A senhora é francesa, mas se engajou durante anos nas causas brasileiras. Como foi construída essa relação com o Brasil?
– Vir ao Brasil foi uma decisão minha, de acompanhar o Apolônio. Com a cassação do PCB e a ida para a clandestinidade, apesar de todas as dificuldades, me engajei na militância do PCB. Hoje, apesar dos meus “rrrs”, me sinto mais brasileira que francesa.
Apesar de ter sido casada com um ícone da esquerda no Brasil, a senhora sempre manteve sua individualidade e opiniões. Houve muita discriminação por ser mulher, já que se trata de um universo predominantemente masculino?
– O primeiro grande choque para mim foi a rápida passagem à clandestinidade, no Brasil, com dois filhos, o que tornou minha vida muito difícil . A França era, também, antes da guerra, um país machista, até as escolas eram separadas para meninos e meninas. Depois da guerra, entretanto, as coisas começaram a mudar. Muitas mulheres tinham participado da Resistência. Várias continuaram mesmo no exército. No contexto do pós-guerra, o anseio igualitário cresceu.
No Brasil, a sociedade e o Partido permaneciam ainda atrasados frente a essas questões. As mulheres no Partido eram tratadas como na sociedade da época. A cozinha era um espaço somente feminino.
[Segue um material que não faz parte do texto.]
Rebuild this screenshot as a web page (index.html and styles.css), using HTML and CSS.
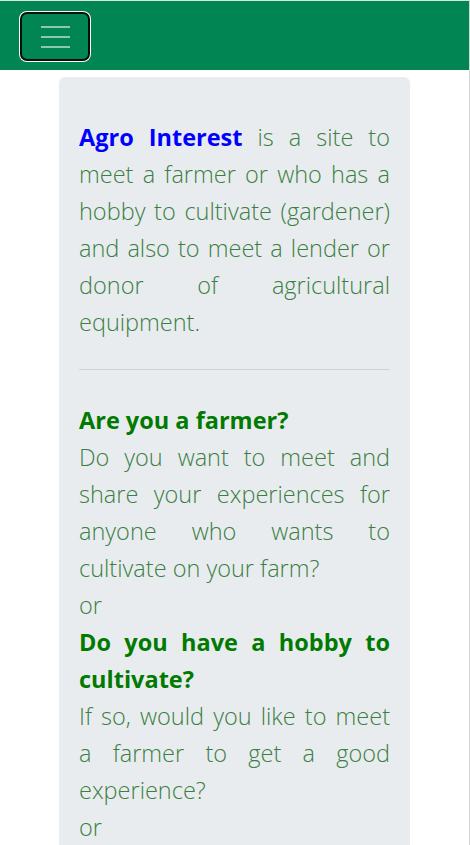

Os companheiros, nas reuniões, tiravam os pratos da mesa, e não limpavam absolutamente nada. Era algo que afetava todas as mulheres militantes. Fazíamos, todo dia, comida para dezenas de companheiros e nunca alguém nos disse se estava bom ou não. Nenhum companheiro passava na cozinha. Nós estávamos apenas fazendo ‘nosso dever “… Isolada por minhas tarefas, não tinha uma visão de conjunto do Partido, mas não me lembro de ter encontrado, nessa época, nenhuma mulher que houvesse se tornado dirigente.
Como a senhora vê a participação atual da mulher na política brasileira?
– É uma participação crescente e muito positiva, que agora chega à Presidência e aos tribunais. Mas é preciso notar que os avanços em direção à igualdade ainda estão restritos a uma parcela pequena da população, e que muitas discriminações ainda são fortes: salários, estudo, progressão funcional, divisão das tarefas domésticas entre o casal e a possibilidade de escolher o momento em que queremos ter filhos.
Qual é a mensagem que a senhora daria às mulheres que pretendem participar da vida pública, seja em sindicatos, partidos políticos ou gestões governamentais?
– Houve importantes avanços e sua ampliação recente no quadro da eleição de uma mulher para presidente. Mas as mulheres devem continuar em sua luta, ocupar as posições a que são capazes, defender seus pontos de vista, para enfim chegar à igualdade com os homens. Ainda falta muito a avançar.